The value of “bullshit”

“It follows that every design presentation is inevitably, at least in part, an exercise in bullshit. The design process always combines the pursuit of functional goals with countless intuitive, even irrational decisions. The functional requirements—the house needs a bathroom, the headlines have to be legible, the toothbrush has to fit in your mouth—are concrete and often measurable. The intuitive decisions, on the other hand, are more or less beyond honest explanation.”

—Michael Bierut
“On (Design) Bullshit” from 79 Short Essays on Design (Amazon affiliate link)

Frankly, I think clients hire designers based on the “bullshit” (intuitive decisions) – not on the functional requirements. I can’t explain to you why I think the headlines look better in Bodoni or why the logo looks better two pixels to the left. It just does.

I think almost anyone can read a few books or take a few classes and satisfy the basic design needs. They can talk about functionality. But there is something to be said for those that absorb the world around them and develop an eye that just “knows” what to pick.

These same designers also “know” that the following conversation doesn’t fly with clients:

Client: Why did you pick that font?

Designer: “Uh… I dunno. I just liked it.”

No. Instead we launch into these winded, passionate explanations… talking about things like mood, and what the type evokes. Honestly, it’s pure bullshit (and I’m sure our clients know it). But we will paint whatever picture we have to in order to convince the client to come along with us. Granted, they are paying us (hopefully) very good money, and I can understand why they deserve a better explanation than “Uh… I dunno.”

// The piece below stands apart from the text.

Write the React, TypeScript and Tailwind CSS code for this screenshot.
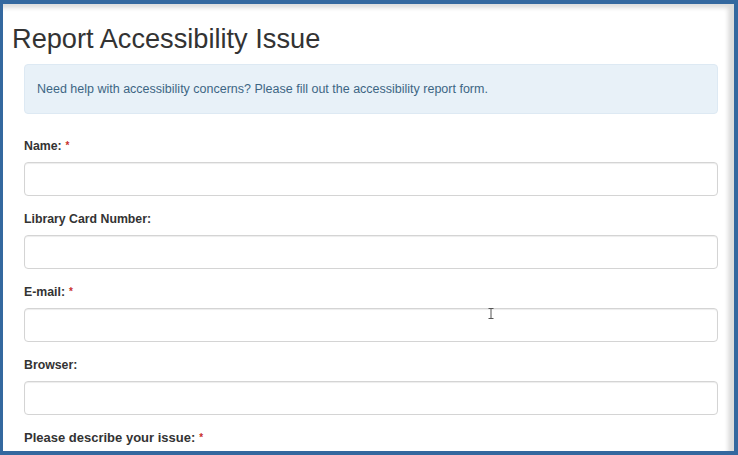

So, dear designers, if your clients aren’t taking your advice – don’t automatically assume that your design skills are lacking…try practicing your “bullshitting.” Try to say something about why you think Futura is more appropriate than Papyrus. I think clients trust us more when we talk with them, not at them. And good clients are the first to acknowledge that you know more than they do on the subject — after all, that’s why they hired you.

And, clients, perhaps try to be open to the idea that we can’t always concisely articulate the why part. I don’t know that a chef would be able to explain how he or she balanced the flavors to create something so delicious. It’s subjective. It’s intuitive. And it’s what distinguishes one designer from another.

…or is this just more (design) bullshit?